C'est le cas à la cité scolaire d'Aubusson qui a reçu ce 17 octobre la visite de la nouvelle ministre de l'Éducation nationale Anne Genetet. "On a défini nos groupes en 6ᵉ en maths. En 5ᵉ, on vient de récolter les questionnaires qu'on va éplucher, et se baser sur les résultats et nos observations pour définir nos groupes pour la rentrée [de la Toussaint]," souligne Judith Gautier-Duprat, qui enseigne les mathématiques au collège Eugène-Jamot.
La professeure et ses collègues ont un message à faire passer à la ministre, mais ne se font "pas trop d'illusion sur le fait d'être entendus". "On demande plus de moyens pour mettre en place ces groupes, on manque de moyens humains, de professeurs, souligne Judith Gautier-Duprat.
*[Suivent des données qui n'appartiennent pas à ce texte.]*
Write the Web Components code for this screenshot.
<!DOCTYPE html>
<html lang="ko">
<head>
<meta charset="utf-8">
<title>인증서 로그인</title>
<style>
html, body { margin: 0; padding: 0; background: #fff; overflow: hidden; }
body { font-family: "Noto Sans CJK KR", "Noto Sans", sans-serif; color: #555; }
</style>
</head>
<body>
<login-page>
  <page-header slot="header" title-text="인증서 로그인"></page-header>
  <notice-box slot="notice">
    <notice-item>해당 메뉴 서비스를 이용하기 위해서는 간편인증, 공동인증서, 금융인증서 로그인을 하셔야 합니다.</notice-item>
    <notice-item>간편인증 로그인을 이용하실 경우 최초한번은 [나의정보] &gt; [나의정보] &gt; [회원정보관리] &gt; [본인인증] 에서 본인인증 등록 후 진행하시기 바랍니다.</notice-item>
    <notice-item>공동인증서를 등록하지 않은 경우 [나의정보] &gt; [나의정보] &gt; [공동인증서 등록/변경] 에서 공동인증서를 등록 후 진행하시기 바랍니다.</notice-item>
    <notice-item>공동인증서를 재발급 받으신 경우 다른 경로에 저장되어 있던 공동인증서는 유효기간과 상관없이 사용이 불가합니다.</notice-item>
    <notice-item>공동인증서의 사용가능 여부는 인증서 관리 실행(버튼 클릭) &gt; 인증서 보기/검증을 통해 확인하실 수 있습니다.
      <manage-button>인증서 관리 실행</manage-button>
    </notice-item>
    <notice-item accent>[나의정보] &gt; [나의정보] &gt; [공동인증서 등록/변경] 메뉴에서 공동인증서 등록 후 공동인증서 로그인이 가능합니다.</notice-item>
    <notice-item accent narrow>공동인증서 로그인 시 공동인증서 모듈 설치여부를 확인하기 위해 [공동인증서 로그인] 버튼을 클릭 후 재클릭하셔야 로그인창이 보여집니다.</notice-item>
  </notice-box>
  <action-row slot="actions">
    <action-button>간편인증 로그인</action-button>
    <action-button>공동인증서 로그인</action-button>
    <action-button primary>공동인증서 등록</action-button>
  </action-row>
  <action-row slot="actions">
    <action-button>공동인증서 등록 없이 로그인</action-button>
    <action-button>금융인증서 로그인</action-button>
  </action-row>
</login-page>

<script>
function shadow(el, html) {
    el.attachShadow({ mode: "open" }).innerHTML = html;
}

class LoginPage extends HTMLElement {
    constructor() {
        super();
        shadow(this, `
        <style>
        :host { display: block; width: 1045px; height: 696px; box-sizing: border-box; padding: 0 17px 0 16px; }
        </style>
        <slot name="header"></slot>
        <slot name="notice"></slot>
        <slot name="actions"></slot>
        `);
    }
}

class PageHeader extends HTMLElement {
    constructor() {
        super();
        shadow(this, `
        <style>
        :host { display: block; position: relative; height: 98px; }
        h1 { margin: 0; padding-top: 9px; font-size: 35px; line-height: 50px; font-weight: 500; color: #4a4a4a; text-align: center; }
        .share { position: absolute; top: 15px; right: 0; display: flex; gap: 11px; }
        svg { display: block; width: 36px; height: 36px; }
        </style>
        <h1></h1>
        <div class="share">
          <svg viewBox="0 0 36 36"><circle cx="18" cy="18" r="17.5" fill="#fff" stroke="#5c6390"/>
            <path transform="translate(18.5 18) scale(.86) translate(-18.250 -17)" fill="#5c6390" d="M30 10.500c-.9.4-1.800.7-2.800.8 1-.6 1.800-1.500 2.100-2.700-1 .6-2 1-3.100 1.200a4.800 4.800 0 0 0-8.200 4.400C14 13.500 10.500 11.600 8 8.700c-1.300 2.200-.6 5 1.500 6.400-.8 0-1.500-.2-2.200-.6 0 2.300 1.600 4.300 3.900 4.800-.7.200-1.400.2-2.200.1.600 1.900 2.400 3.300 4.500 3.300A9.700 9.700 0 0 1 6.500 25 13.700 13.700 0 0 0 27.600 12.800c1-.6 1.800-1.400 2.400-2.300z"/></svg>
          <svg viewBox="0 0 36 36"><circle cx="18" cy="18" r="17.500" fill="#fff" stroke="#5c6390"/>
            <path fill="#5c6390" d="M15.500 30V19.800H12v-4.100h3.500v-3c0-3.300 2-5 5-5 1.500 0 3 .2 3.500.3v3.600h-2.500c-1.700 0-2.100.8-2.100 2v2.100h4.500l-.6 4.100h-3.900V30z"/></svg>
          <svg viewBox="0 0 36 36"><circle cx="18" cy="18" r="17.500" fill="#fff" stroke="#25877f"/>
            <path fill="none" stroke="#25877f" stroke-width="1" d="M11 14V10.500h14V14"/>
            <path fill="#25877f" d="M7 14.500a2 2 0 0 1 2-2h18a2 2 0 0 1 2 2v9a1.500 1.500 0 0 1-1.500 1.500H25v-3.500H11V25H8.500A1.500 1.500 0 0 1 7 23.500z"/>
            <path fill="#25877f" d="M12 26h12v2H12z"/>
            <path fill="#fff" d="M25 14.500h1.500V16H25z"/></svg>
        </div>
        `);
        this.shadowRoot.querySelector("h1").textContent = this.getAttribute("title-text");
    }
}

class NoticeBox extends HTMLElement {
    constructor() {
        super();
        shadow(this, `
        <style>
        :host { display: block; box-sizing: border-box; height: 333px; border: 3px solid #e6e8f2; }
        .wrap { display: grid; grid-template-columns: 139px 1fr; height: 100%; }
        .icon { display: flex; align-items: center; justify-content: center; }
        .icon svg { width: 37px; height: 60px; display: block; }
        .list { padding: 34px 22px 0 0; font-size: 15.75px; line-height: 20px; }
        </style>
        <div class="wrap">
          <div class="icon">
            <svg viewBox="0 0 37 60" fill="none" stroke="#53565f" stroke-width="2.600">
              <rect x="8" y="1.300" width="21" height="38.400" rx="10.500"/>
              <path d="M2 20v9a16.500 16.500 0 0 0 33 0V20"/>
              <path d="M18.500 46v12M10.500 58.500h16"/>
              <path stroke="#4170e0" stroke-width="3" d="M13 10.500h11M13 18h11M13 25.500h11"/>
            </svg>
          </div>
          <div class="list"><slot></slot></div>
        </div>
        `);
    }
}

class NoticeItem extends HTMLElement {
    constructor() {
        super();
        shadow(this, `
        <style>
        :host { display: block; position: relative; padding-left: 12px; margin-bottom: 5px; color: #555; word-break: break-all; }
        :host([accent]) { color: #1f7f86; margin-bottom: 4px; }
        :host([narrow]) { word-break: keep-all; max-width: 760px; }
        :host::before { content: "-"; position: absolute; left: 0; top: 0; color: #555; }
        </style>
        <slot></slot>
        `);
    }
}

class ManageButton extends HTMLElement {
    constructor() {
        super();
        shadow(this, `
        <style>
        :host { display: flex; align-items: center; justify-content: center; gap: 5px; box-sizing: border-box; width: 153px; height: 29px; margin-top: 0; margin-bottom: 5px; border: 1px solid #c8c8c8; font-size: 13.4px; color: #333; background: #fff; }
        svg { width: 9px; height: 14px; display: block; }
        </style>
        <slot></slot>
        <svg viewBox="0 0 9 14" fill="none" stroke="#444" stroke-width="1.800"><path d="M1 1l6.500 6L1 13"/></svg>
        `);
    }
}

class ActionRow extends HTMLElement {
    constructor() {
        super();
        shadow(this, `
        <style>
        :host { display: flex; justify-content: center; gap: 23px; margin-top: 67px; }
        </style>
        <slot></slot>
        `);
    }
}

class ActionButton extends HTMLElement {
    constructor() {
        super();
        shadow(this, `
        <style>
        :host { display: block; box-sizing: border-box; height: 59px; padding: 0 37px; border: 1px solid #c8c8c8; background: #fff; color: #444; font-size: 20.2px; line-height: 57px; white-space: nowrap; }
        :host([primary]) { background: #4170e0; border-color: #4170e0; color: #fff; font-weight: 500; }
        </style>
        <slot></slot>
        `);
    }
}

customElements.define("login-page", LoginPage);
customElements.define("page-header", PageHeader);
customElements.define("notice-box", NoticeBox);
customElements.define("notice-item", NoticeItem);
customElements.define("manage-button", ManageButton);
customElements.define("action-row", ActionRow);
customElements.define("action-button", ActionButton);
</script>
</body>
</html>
Comment va-t-on continuer à mettre en place ces réformes avec moins de postes ?" ajoute-t-elle, en référence à l'annonce gouvernementale de la suppression de 4 000 postes dans l'Éducation nationale.
Une "mesure aberrante"
Chez les syndicats d'enseignants, la mesure est jugée "aberrante, absurde, inefficace et injuste," qualifie Benoît Teste, secrétaire général FSU venu à Aubusson à l'occasion de la visite d'Anne Genetet. "La ministre a ouvert la possibilité de ne pas appliquer cette mesure en 4ᵉ et 3ᵉ, ce serait une bonne chose," juge le responsable syndical.
Cette mesure vise à cliver, à séparer les élèves, à avoir un système éducatif qui sélectionne, qui fait accéder le moins d'élèves possible au plus haut niveau.
C'est emblématique de ces mesures idéologiques qui visent à rassembler les plus faibles élèves entre eux et laisser progresser les autres à un rythme différent.
Benoît TesteEnseignant et secrétaire FSU
"C'est une mesure qui est davantage un tract politique qu'une solution sur le terrain, poursuit Benoît Teste. On le constate : les profs ne sont pas satisfaits de la manière dont on peut fonctionner avec de tels groupes, ils n'arrivent même plus à faire leur métier, ce pour quoi ils ont été formés."
Son syndicat appelle à l'abrogation de l'ensemble des mesures dites "choc des savoirs".